The good news is, most self-builders have the dogged determination to drag a project over the line, which means you probably won’t fail on your mission. The bad news is, if you do fail, it will be because you ran out of money. So, to avoid making a Grand Designs style overspending faux pas, you need to set a budget and then work out what choices you can make within that. You need to consider the land purchase costs, the architectural rendering costs, the costs of labor, how much the poor access will add to your total spend, what materials are going to be the best value and just about everything else you can think of. You will also need to include around a 12% contingency fund knowing that Murphy’s Law applies more than ever in the building game. If it can happen then it will happen. Basically, there is no such thing as too much detail.

It’s Cheaper To Hire The Best

Who you choose to take on your project will have a huge influence over how smoothly it runs. The best way to do this is to get clued up on the difference between a cheap quote and one that is good value. Yes, there is a huge difference. As a golden rule, don’t trust a tradesman who can be available tomorrow. There is a reason why they are not busy at a time when the industry is. So, do your research, use the specialist sites that are available, speak to other self-builders in the area and ask for references because, if you choose the right people, then you will find your project management role becomes a lot – and we mean a lot – easier. Prices may be higher at the front end, but getting great quality the first time around is a lot less expensive than hiring an incompetent tradesman that puts your project at risk.

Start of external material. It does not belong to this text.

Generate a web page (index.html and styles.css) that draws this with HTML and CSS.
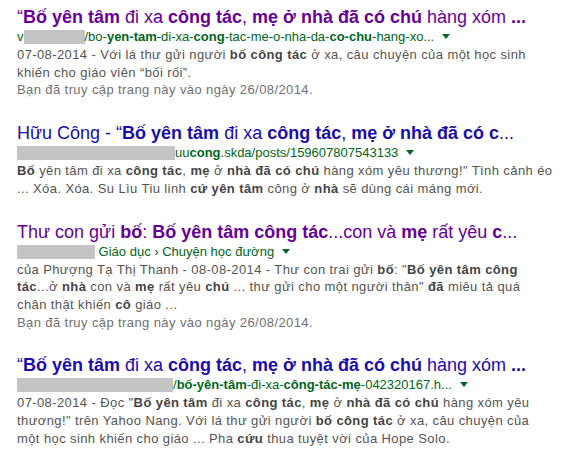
FILE: index.html
```html
<!DOCTYPE html>
<html lang="vi">
<head>
    <meta charset="UTF-8">
    <title>Kết quả tìm kiếm</title>
    <link rel="stylesheet" href="styles.css">
</head>
<body>
    <div class="results">
        <div class="result">
            <h3 class="title visited"><a>“<b>Bố yên tâm</b> đi xa <b>công tác</b>, <b>mẹ ở nhà đã có chú</b> hàng xóm <b>...</b></a></h3>
            <div class="url">v<span class="blur" style="width:61px"></span>/bo-<b>yen-tam</b>-di-xa-<b>cong</b>-tac-me-o-nha-da-<b>co-chu</b>-hang-xo... <span class="arrow"></span></div>
            <div class="snippet">07-08-2014 - Với lá thư gửi người <b>bố công tác</b> ở xa, câu chuyện của một học sinh<br>khiến cho giáo viên “bối rối”.</div>
            <div class="visit">Bạn đã truy cập trang này vào ngày 26/08/2014.</div>
        </div>
        <div class="result">
            <h3 class="title"><a>Hữu Công - “<b>Bố yên tâm</b> đi xa <b>công tác</b>, <b>mẹ ở nhà đã có c</b>...</a></h3>
            <div class="url"><span class="blur" style="width:158px"></span>uu<b>cong</b>.skda/posts/159607807543133 <span class="arrow"></span></div>
            <div class="snippet"><b>Bố</b> yên tâm đi xa <b>công tác</b>, <b>mẹ</b> ở <b>nhà đã có chú</b> hàng xóm yêu thương!" Tình cảnh éo<br>... Xóa. Xóa. Su Lìu Tiu linh <b>cứ yên tâm</b> công ở <b>nhà</b> sẽ dùng cái máng mới.</div>
        </div>
        <div class="result">
            <h3 class="title visited"><a>Thư con gửi <b>bố</b>: <b>Bố yên tâm công tác</b>...con và <b>mẹ</b> rất yêu <b>c</b>...</a></h3>
            <div class="url"><span class="blur" style="width:78px"></span> Giáo dục › Chuyện học đường <span class="arrow"></span></div>
            <div class="snippet">của Phượng Tạ Thị Thanh - 08-08-2014 - Thư con trai gửi <b>bố</b>: "<b>Bố yên tâm công</b><br><b>tác</b>...ở <b>nhà</b> con và <b>mẹ</b> rất yêu <b>chú</b> ... thư gửi cho một người thân" <b>đã</b> miêu tả quá<br>chân thật khiến <b>cô</b> giáo ...</div>
            <div class="visit">Bạn đã truy cập trang này vào ngày 26/08/2014.</div>
        </div>
        <div class="result">
            <h3 class="title"><a>“<b>Bố yên tâm</b> đi xa <b>công tác</b>, <b>mẹ ở nhà đã có chú</b> hàng xóm <b>...</b></a></h3>
            <div class="url"><span class="blur" style="width:156px"></span>/<b>bố-yên-tâm</b>-đi-xa-<b>công-tác-mẹ</b>-042320167.h... <span class="arrow"></span></div>
            <div class="snippet">07-08-2014 - Đọc "<b>Bố yên tâm</b> đi xa <b>công tác</b>, <b>mẹ</b> ở <b>nhà đã có chú</b> hàng xóm yêu<br>thương!" trên Yahoo Nang. Với lá thư gửi người <b>bố công tác</b> ở xa, câu chuyện của<br>một học sinh khiến cho giáo ... Pha <b>cứu</b> thua tuyệt vời của Hope Solo.</div>
        </div>
    </div>
</body>
</html>
```

FILE: styles.css
```css
body {
    margin: 0;
    background: #fff;
    font-family: "Liberation Sans", Arial, sans-serif;
}
.results {
    padding: 6px 0 0 17px;
}
.result {
    margin-bottom: 23px;
}
.title {
    margin: 0;
    font-size: 18px;
    font-weight: normal;
    line-height: 22px;
    white-space: nowrap;
}
.title a {
    color: #1a0dab;
}
.title.visited a {
    color: #609;
}
.url {
    font-size: 13px;
    line-height: 18px;
    color: #006621;
    white-space: nowrap;
}
.blur {
    display: inline-block;
    height: 14px;
    vertical-align: -3px;
    background: #c4c4c4;
}
.arrow {
    display: inline-block;
    margin-left: 4px;
    vertical-align: 2px;
    border-top: 5px solid #006621;
    border-left: 4px solid transparent;
    border-right: 4px solid transparent;
}
.snippet,
.visit {
    font-size: 13px;
    line-height: 17.7px;
    letter-spacing: 0.4px;
    color: #545454;
    white-space: nowrap;
}
.visit {
    color: #707070;
}
.snippet b {
    color: #444;
}
```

Always Protect Your Investment

We’ve covered the budget part of this process and that means you have now realized that this little project is going to cost you a lot (read: all) of your money. That is quite the risk you are running, which is why you need to make sure you cover your liability should anything go wrong – and there is nothing to say it won’t. To help point you in the right direction, there is no point wasting your time looking for the best domestic insurance quote or taking out a content insurance policy for the simple fact they don’t cover self-builds. What you need is a self-build insurance policy. Simple. It is also well worth taking out some form of a structural warranty that covers at least the first ten years.

And there we have it; you first furor into managing a self-build project without any of the stress.